The concepts we’re exploring with MOOCs – distributed teaching, sub-networks, peer teaching, learner content creation, social networks, new methods of aggregating information, local institution accreditation – are important in reframing the higher education system of the future. MOOCs may or may not have a future. But the ideas we’re playing with and trying to understand will be foundational in any education system in a technology-infused world.
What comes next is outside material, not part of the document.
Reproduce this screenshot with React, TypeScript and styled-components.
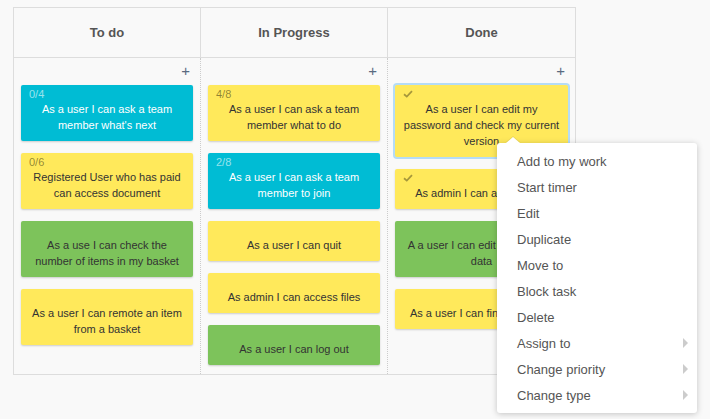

In terms of “massive”, David states: “There are 100s of 1000s of people in these games. “Massively multi-learner” might have made sense if the goal of MOOCs was to serve 100s of 1000s of people”. If I read his comments correctly, he is asking whether MOOCs are about “massive openness” or “massive in terms of numbers of learners”. I’ve always thought it referred to the latter. Massive openness makes no sense. We’ve had anywhere from 500 to 2000+ learners in open courses that I’ve offered with Stephen Downes and Dave Cormier. In those instances, massive means everything. Just as a city can develop advanced services for citizens (such as public transportation) when population density increases, open online course with large numbers of learners have more options than courses with small numbers of learners. We’ve seen courses with different language translations (CCK08’s syllabus was translated into five different languages), different sub-networks (SecondLife, face-to-face get togethers, learner-created live meetings), peer content and technical support, and universities offering credit for students who have participated in courses that we’ve offered. Sub-networks and learner-defined spaces of interaction are a function of the number of participants. If we only had 25 participants, activities and sub-networks wouldn’t make much sense. We need a level of “learner density” in order for the innovation to develop that we’ve witnessed in previous courses.